By taking this course it is hoped that you will develop greater confidence in your role as a governor and be able to take a more informed role within your school.

Learning outcomes

By the end of this course, you should be able to:

  • better understand the role that leadership plays in school development and the improvement of pupil outcomes

  • discuss and analyse some of the factors that can influence and contribute to successful leadership

  • reflect on the leadership approaches taken in educational organisations known to you

  • appreciate the importance of using evidence to support judgements

  • appreciate the importance of planning and evaluating professional learning development.

1 What is educational leadership?

Leadership is a complex matter: a plethora of publications have been written on the subject. From the outset it should be stated that there is no one right way of leading, and that there are no quick fixes or easy recipes for resolving educational leadership challenges.

This course introduces some of the academic tools and ideas that will support you to develop a critical perspective about approaches to leadership in your own context. We have all experienced the leadership of others in our professional and personal lives, and we will all have a view about which leadership actions, behaviours and strategies might be required in a given situation.

However, there can be confusion about what terms such as ‘leadership’, ‘leading’, ‘administration’ or ‘management’ can mean across organisations. Over time, the names of roles have evolved to reflect the amount of leadership expected.
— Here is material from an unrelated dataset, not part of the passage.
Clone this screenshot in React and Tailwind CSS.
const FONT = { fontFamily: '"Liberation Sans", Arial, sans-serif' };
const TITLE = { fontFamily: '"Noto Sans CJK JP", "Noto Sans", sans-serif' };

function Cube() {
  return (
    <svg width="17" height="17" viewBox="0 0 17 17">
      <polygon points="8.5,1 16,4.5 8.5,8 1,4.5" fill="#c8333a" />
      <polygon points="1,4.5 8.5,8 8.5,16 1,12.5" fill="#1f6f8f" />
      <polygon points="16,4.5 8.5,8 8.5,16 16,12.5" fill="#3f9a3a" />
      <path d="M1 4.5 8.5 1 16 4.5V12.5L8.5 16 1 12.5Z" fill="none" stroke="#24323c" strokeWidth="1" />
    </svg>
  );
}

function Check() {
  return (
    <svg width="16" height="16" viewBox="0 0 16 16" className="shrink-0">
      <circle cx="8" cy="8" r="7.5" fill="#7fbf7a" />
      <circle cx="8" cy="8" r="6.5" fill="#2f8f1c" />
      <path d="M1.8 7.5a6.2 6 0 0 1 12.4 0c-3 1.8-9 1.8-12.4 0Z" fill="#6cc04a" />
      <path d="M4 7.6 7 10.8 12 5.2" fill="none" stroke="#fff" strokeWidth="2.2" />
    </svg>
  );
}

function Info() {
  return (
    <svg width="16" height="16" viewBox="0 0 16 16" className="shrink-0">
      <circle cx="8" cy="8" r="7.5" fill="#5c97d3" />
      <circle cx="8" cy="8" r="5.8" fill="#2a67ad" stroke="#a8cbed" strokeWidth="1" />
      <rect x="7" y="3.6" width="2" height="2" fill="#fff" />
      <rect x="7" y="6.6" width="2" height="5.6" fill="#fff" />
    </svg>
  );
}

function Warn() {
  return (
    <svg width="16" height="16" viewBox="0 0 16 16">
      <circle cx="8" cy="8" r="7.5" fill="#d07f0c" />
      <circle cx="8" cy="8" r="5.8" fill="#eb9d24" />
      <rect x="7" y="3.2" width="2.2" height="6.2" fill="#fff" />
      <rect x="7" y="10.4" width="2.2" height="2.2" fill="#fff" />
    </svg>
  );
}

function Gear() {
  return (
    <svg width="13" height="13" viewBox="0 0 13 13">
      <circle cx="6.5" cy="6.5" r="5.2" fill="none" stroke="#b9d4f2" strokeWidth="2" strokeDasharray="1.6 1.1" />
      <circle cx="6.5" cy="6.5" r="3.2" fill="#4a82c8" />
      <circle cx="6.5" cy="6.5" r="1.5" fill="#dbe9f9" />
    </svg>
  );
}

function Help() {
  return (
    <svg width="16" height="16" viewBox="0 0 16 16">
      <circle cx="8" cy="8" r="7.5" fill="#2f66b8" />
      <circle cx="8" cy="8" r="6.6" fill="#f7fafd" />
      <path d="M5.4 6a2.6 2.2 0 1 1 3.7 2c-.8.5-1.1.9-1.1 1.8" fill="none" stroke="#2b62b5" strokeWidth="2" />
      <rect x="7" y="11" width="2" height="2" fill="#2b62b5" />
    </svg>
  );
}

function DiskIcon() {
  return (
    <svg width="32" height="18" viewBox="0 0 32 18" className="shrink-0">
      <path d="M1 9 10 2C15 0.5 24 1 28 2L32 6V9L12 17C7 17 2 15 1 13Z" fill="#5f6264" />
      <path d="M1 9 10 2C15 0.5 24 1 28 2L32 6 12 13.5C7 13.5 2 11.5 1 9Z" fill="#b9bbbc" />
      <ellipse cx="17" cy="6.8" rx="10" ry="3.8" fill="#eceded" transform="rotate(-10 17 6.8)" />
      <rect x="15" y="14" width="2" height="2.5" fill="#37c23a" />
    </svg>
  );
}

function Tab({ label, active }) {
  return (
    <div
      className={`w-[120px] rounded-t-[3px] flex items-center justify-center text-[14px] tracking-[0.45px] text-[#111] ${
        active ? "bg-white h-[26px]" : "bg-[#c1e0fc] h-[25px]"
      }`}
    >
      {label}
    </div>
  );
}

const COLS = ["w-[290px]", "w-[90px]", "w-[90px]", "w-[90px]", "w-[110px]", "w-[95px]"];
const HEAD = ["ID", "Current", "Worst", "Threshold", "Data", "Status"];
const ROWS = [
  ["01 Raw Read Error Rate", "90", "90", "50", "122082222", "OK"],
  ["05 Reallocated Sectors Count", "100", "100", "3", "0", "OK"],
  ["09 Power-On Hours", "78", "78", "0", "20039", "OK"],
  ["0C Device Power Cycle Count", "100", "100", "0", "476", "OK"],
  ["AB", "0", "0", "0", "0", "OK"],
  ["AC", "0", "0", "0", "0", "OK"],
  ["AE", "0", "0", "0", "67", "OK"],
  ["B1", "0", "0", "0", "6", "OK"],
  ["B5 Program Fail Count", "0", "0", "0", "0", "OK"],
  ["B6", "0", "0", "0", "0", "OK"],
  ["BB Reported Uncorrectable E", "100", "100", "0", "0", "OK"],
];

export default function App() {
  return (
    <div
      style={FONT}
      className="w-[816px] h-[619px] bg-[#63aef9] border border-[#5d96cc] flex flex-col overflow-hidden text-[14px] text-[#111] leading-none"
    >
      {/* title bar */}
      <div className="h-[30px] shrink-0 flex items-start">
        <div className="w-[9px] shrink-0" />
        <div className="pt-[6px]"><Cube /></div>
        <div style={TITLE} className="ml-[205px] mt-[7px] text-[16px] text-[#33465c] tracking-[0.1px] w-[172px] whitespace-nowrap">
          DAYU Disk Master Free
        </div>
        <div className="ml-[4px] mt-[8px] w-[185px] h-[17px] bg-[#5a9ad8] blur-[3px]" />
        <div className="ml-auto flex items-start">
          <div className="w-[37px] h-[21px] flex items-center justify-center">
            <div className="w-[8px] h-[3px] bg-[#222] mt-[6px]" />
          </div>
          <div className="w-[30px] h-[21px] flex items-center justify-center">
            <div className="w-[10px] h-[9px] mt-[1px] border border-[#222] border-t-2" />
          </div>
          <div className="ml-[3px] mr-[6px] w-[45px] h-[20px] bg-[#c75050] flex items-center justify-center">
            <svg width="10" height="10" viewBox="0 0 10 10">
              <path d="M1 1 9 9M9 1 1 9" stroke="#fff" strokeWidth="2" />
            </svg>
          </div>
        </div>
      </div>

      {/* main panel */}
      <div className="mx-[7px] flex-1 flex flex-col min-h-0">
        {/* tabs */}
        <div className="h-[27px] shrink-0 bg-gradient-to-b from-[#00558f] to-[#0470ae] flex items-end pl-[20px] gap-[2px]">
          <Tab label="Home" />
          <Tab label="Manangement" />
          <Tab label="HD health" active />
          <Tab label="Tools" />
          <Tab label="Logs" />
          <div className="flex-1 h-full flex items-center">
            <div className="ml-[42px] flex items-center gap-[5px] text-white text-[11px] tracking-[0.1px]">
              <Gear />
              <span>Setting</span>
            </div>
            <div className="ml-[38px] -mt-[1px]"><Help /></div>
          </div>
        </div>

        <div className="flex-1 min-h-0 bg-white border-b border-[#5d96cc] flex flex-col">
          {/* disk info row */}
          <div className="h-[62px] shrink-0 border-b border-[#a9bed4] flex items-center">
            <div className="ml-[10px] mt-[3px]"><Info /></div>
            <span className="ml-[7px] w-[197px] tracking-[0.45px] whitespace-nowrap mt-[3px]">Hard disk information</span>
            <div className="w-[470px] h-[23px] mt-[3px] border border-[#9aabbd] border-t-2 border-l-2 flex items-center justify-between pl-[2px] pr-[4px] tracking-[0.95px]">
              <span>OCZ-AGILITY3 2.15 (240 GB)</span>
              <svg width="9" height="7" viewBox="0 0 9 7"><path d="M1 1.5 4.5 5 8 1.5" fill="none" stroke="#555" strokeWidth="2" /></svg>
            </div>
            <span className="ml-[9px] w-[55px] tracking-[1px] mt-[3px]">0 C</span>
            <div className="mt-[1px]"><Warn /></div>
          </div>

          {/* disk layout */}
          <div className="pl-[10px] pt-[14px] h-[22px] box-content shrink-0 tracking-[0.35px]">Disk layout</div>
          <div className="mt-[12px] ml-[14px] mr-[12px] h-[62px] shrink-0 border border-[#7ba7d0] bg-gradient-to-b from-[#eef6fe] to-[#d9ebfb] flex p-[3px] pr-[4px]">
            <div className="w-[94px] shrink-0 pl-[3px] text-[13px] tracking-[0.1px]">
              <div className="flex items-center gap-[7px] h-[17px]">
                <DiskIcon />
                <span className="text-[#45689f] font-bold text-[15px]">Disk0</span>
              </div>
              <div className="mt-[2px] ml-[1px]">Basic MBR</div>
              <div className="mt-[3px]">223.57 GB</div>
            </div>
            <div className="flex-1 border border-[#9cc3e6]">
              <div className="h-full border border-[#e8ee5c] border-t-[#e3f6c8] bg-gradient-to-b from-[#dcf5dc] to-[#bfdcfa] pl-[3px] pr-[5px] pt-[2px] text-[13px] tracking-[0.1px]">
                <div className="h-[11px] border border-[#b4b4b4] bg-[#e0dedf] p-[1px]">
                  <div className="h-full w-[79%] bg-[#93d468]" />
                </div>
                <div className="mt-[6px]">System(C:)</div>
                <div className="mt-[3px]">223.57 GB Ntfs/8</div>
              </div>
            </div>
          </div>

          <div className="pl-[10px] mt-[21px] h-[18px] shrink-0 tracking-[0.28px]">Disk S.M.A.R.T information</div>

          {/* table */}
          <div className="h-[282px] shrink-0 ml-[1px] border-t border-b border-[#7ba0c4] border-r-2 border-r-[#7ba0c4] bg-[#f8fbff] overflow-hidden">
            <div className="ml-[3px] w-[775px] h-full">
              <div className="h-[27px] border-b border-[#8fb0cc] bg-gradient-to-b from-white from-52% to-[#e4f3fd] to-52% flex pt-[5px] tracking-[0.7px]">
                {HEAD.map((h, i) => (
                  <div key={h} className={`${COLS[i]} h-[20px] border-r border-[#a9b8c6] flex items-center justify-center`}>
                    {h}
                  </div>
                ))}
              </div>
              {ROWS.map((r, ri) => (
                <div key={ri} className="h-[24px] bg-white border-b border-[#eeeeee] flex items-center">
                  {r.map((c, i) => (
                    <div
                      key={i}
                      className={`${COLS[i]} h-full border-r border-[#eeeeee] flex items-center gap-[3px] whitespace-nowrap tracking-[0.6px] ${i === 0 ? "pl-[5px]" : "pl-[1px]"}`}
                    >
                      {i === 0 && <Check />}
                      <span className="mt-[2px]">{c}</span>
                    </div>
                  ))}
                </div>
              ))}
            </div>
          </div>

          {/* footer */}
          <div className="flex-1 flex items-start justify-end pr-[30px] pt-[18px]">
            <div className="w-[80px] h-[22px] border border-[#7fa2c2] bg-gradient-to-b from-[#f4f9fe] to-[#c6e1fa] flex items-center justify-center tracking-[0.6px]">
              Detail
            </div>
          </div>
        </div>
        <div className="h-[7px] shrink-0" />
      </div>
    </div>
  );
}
Schools use terms such as:

  • ‘middle managers’
  • ‘subject leaders’
  • ‘leaders of learning’
  • ‘senior management teams’
  • ‘senior leadership teams’.

What is generally accepted is that:

  • leadership is exercised by many professionals
  • leadership tasks can be performed by many members of an organisation with and without positional authority.
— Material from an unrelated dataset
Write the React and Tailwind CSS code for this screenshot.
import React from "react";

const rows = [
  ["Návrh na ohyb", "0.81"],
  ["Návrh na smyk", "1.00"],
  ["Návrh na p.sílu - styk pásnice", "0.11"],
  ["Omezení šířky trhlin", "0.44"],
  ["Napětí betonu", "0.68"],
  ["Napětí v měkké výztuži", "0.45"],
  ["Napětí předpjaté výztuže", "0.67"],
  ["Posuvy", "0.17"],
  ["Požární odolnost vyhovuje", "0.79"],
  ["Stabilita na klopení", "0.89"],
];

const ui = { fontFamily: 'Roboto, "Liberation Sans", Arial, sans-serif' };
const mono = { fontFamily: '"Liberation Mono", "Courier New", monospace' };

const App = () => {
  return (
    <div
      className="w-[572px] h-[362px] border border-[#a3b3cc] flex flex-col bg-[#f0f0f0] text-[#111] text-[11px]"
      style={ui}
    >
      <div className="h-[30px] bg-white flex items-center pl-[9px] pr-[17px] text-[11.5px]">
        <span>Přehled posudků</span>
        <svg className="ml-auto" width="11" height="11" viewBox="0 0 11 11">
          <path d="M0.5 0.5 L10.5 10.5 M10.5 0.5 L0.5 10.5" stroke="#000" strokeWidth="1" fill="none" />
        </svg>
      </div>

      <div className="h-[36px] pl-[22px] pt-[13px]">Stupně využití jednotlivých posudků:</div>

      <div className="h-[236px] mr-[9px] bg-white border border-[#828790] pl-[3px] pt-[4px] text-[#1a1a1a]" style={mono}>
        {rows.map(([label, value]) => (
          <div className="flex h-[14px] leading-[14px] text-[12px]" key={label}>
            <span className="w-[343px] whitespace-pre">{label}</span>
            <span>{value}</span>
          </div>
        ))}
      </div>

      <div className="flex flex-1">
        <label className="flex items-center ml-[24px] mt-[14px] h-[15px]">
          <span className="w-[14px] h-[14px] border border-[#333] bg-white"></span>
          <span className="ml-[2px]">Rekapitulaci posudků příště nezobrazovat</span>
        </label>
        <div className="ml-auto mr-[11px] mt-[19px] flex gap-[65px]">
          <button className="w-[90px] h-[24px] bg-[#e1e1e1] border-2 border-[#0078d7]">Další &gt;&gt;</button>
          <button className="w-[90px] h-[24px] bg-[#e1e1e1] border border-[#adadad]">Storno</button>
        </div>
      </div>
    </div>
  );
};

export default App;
Many roles are a combination of ‘leading’ and ‘managing’, and the emphasis will vary from person to person and from organisation to organisation. Leading has been described as working with people to change behaviours, attitudes and values, whilst managers are more likely to maintain the performance of people and systems. However, from an academic perspective, educational leadership and management remain as contested concepts!

Activity 1: Leadership and management

Timing: Allow approximately 30 minutes

Consider the ‘leadership and management’ structures in an organisation that you are familiar with. Who appears to have leadership responsibility as part of their role and what evidence do you have to support this judgement?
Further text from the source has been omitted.